Their developing love story is augmented by a cast of supporting characters that just get better each week. The more we get to know them, the more I love them, from the sad sack vet who must get with the boxing instructor, to Ga-young and her amazing drama-within-a-drama, and her adorably clingy friendship with Da-jung and Eun-ha.
It’s the same story with Da-jung’s family — the more we see of them the more we like them… and the more we realize there is still a lot of plot to unfold. Because as usual, the drama is always doing more than one thing. While we’re watching Da-jung and Young-do comfort each other and fall in love, we also have this huge, creepy underlying backstory that keeps bumping its way to the top. That’s why we keep seeing Da-jung’s mother, and even why her little brother Tae-jung is reintroduced into the story. History matters here, and it’s all coming full circle soon, I reckon.
We get a ton of glimmers and hints of things to come — whether it’s the shaman’s creepy foreshadowing, or learning more about Da-jung’s father and the “promise” he made not to seek out the family after they ran away. The more we learn about the backstory, the more I think it will be pulled into the present, and is connected in some way.

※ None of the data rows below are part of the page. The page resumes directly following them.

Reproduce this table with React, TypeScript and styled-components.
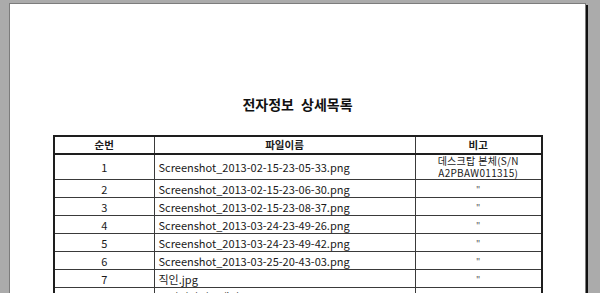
import styled, { createGlobalStyle } from 'styled-components'

const GlobalStyle = createGlobalStyle`
  html, body {
    margin: 0;
    padding: 0;
    background: #ababab;
    overflow: hidden;
  }
  body {
    font-family: "Noto Sans CJK KR", "Noto Sans", sans-serif;
  }
`

const Viewport = styled.div`
  width: 600px;
  height: 293px;
  padding: 3px 0 0 9px;
  box-sizing: border-box;
  overflow: hidden;
`

const Sheet = styled.div`
  width: 577px;
  height: 400px;
  background: #ffffff;
  border: 1px solid #7c7c7c;
  box-shadow: 2px 2px 0 #111;
  box-sizing: border-box;
  padding-top: 91px;
`

const Title = styled.h1`
  margin: 0 0 22px;
  text-align: center;
  font-size: 14px;
  font-weight: 700;
  line-height: 18px;
  color: #111;
  word-spacing: 4px;
`

const Table = styled.table`
  width: 488px;
  margin: 0 0 0 43px;
  border-collapse: collapse;
  table-layout: fixed;
  border: 2px solid #1e1e1e;
  font-size: 11px;
  color: #1a1a1a;
`

const Head = styled.th`
  height: 16px;
  padding: 0;
  font-size: 10.5px;
  font-weight: 700;
  text-align: center;
  border-left: 1px solid #3a3a3a;
  border-bottom: 2px solid #1e1e1e;
  line-height: 14px;
`

const Cell = styled.td<{ $align?: 'left' | 'center' }>`
  height: 17px;
  padding: 0 0 0 ${(p) => (p.$align === 'left' ? '4px' : '0')};
  text-align: ${(p) => p.$align ?? 'center'};
  border-left: 1px solid #3a3a3a;
  border-bottom: 1px solid #3a3a3a;
  line-height: 14px;
  white-space: nowrap;
  overflow: hidden;
`

const Note = styled.div`
  font-size: 10px;
  line-height: 12px;
  padding: 0;
  letter-spacing: 0.3px;
`

const Ditto = styled.span`
  font-size: 9px;
  color: #555;
`

const rows = [
  'Screenshot_2013-02-15-23-05-33.png',
  'Screenshot_2013-02-15-23-06-30.png',
  'Screenshot_2013-02-15-23-08-37.png',
  'Screenshot_2013-03-24-23-49-26.png',
  'Screenshot_2013-03-24-23-49-42.png',
  'Screenshot_2013-03-25-20-43-03.png',
  '직인.jpg',
  '조민지자기소개서2013-6-16.hwp',
]

export default function App() {
  return (
    <>
      <GlobalStyle />
      <Viewport>
        <Sheet>
          <Title>전자정보 상세목록</Title>
          <Table>
            <colgroup>
              <col style={{ width: 100 }} />
              <col style={{ width: 261 }} />
              <col style={{ width: 127 }} />
            </colgroup>
            <thead>
              <tr>
                <Head>순번</Head>
                <Head>파일이름</Head>
                <Head>비고</Head>
              </tr>
            </thead>
            <tbody>
              {rows.map((name, i) => (
                <tr key={name}>
                  <Cell>{i + 1}</Cell>
                  <Cell $align="left">{name}</Cell>
                  <Cell>
                    {i === 0 ? (
                      <Note>
                        데스크탑 본체(S/N
                        <br />
                        A2PBAW011315)
                      </Note>
                    ) : (
                      <Ditto>"</Ditto>
                    )}
                  </Cell>
                </tr>
              ))}
            </tbody>
          </Table>
        </Sheet>
      </Viewport>
    </>
  )
}
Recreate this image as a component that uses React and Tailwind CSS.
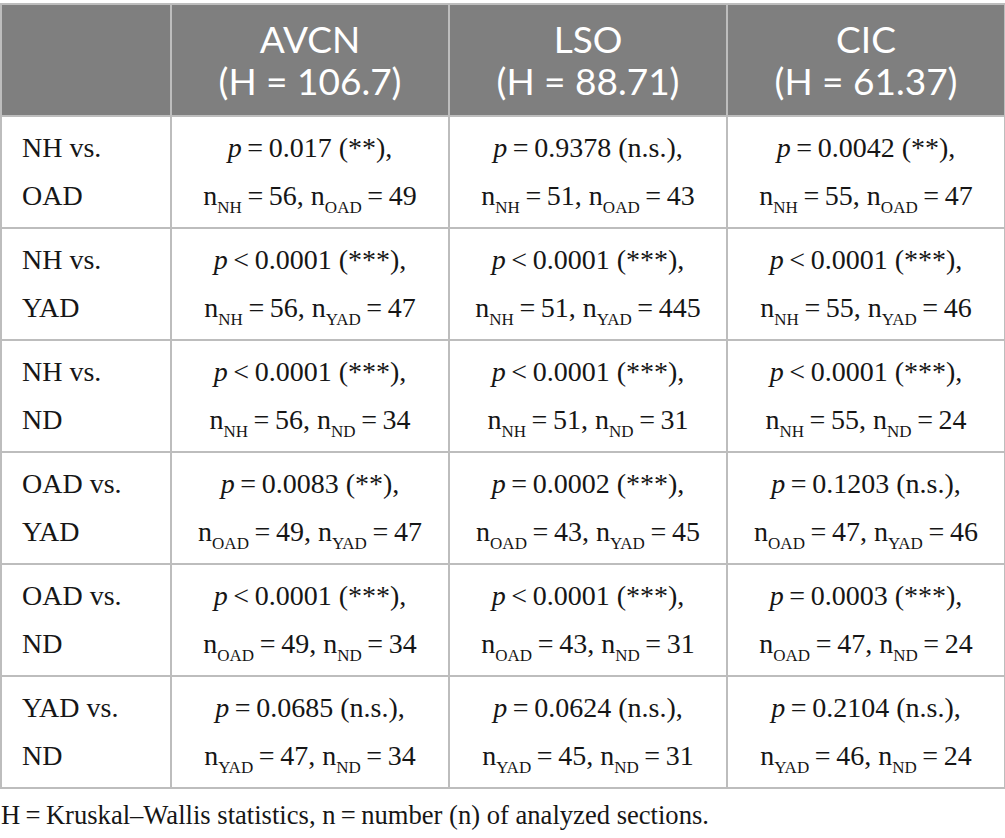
import React from "react";

const serif = { fontFamily: '"Liberation Serif", "Times New Roman", serif' };

function N({ s }) {
  return (
    <span>
      n<sub className="text-[17px]" style={{ verticalAlign: "-4px" }}>{s}</sub>
    </span>
  );
}

function Cell({ p, op = "=", note, a, an, b, bn }) {
  return (
    <td className="border-2 border-[#bdbdbd] text-center align-middle p-0">
      <div className="leading-[48px] text-[28px] text-[#161616] whitespace-nowrap">
        <div>
          <i>p</i>
          <span>{"\u2009" + op + "\u2009"}</span>
          {p} ({note}),
        </div>
        <div>
          <N s={a} />
          {"\u2009=\u2009" + an + ", "}
          <N s={b} />
          {"\u2009=\u2009" + bn}
        </div>
      </div>
    </td>
  );
}

const rows = [
  ["NH vs.", "OAD", [["0.017", "=", "**", "NH", 56, "OAD", 49], ["0.9378", "=", "n.s.", "NH", 51, "OAD", 43], ["0.0042", "=", "**", "NH", 55, "OAD", 47]]],
  ["NH vs.", "YAD", [["0.0001", "<", "***", "NH", 56, "YAD", 47], ["0.0001", "<", "***", "NH", 51, "YAD", 445], ["0.0001", "<", "***", "NH", 55, "YAD", 46]]],
  ["NH vs.", "ND", [["0.0001", "<", "***", "NH", 56, "ND", 34], ["0.0001", "<", "***", "NH", 51, "ND", 31], ["0.0001", "<", "***", "NH", 55, "ND", 24]]],
  ["OAD vs.", "YAD", [["0.0083", "=", "**", "OAD", 49, "YAD", 47], ["0.0002", "=", "***", "OAD", 43, "YAD", 45], ["0.1203", "=", "n.s.", "OAD", 47, "YAD", 46]]],
  ["OAD vs.", "ND", [["0.0001", "<", "***", "OAD", 49, "ND", 34], ["0.0001", "<", "***", "OAD", 43, "ND", 31], ["0.0003", "=", "***", "OAD", 47, "ND", 24]]],
  ["YAD vs.", "ND", [["0.0685", "=", "n.s.", "YAD", 47, "ND", 34], ["0.0624", "=", "n.s.", "YAD", 45, "ND", 31], ["0.2104", "=", "n.s.", "YAD", 46, "ND", 24]]],
];

const heads = [["AVCN", "(H = 106.7)"], ["LSO", "(H = 88.71)"], ["CIC", "(H = 61.37)"]];

export default function App() {
  return (
    <div className="w-[1005px] h-[838px] bg-white overflow-hidden pt-[3px]" style={serif}>
      <table className="border-collapse table-fixed w-[1004px]">
        <colgroup>
          <col className="w-[170px]" />
          <col className="w-[278px]" />
          <col className="w-[278px]" />
          <col className="w-[278px]" />
        </colgroup>
        <thead>
          <tr className="h-[112px] bg-[#7f7f7f]">
            <th className="border-2 border-[#bdbdbd]"></th>
            {heads.map(([a, b]) => (
              <th
                key={a}
                className="border-2 border-[#bdbdbd] text-white font-normal text-[37px] leading-[42px] text-center"
                style={{ fontFamily: 'Lato, "Open Sans", sans-serif' }}
              >
                <div>{a}</div>
                <div>{b}</div>
              </th>
            ))}
          </tr>
        </thead>
        <tbody>
          {rows.map(([l1, l2, cells], i) => (
            <tr key={i} className="h-[112px]">
              <td className="border-2 border-[#bdbdbd] align-middle pl-[20px] p-0">
                <div className="leading-[48px] text-[28px] text-[#161616] whitespace-nowrap">
                  <div>{l1}</div>
                  <div>{l2}</div>
                </div>
              </td>
              {cells.map((c, j) => (
                <Cell key={j} p={c[0]} op={c[1]} note={c[2]} a={c[3]} an={c[4]} b={c[5]} bn={c[6]} />
              ))}
            </tr>
          ))}
        </tbody>
      </table>
      <div className="mt-[10px] text-[26.6px] leading-[32px] text-[#161616] pl-[1px] whitespace-nowrap">
        H{"\u2009=\u2009"}Kruskal–Wallis statistics, n{"\u2009=\u2009"}number (n) of analyzed sections.
      </div>
    </div>
  );
}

If anything is for certain, it’s that there are more questions than answers this week. Not only do we have the hints of backstory coming around (hammered in further by Da-jung’s mother’s worries), but our faithful team of detectives continue to pursue the Choi Jung-min/Ian Chase connection and seek the assailant that stabbed Park Ho.
This is where things start to get really crazy — I’m not even sure I know where we land when it comes to the assailant they think they’ve identified. The “homeless” man with the burned out fingerprints (who we met early on as Choi Jung-min’s pawn) turns out to be a way bigger mystery. His story and connection to Choi Jung-min/Ian Chase goes back to his/their teenage years. He’s also creepy, and I’m not sure what he’s about, how he’s connected, or even what his true role is yet. I had a sinking feeling he might be Da-jung and Tae-jung’s father, but I’m hoping I’m wrong.
His story and actions connect back to Choi Jung-min/Ian Chase, but there are only more questions when we look at this side of the story, too — and lots of them. Ian Chase is cold towards Da-jung, and yet there’s this deep interest in her too that I’m not sure I completely understand yet.
Ian seems more than ever to be Choi Jung-min to me (A.K.A. the guy we knew from early on) who has this sociopathic side, but also this attraction to Da-jung. For a second I wondered if she was indeed his childhood neighbor and perhaps he was avenging her family in some elaborately weird plot… but maybe I’m crazy. And the end of the episodes this week do suggest something that is both bigger and deeper.
But before we get to the ending, there’s that intense moment where Ian corners Da-jung in his room. Previously, he’s given her half a confession, saying he’s curious about her and wants to see her again. When Da-jung politely turns him down, that’s when he gets in her personal space. He’s intense and scary, but he’s also just saved her by literally grabbing the blade of a knife in his bare hands. Ian, what mysteries do you hold?
Then we reach our cliffhanger ending where Ian’s pretty clearly drugged (right!?). When he comes to hours later, there’s a dead woman in his room (right?!). It’s all so vague, so creepy, and so well-done. I don’t usually enjoy getting the creeps, but I love the way You Are My Spring delivers them. Bravo for a really well-paced drama that juggles tones and still feels tight as a ship, and hasn’t lost my interest for a second.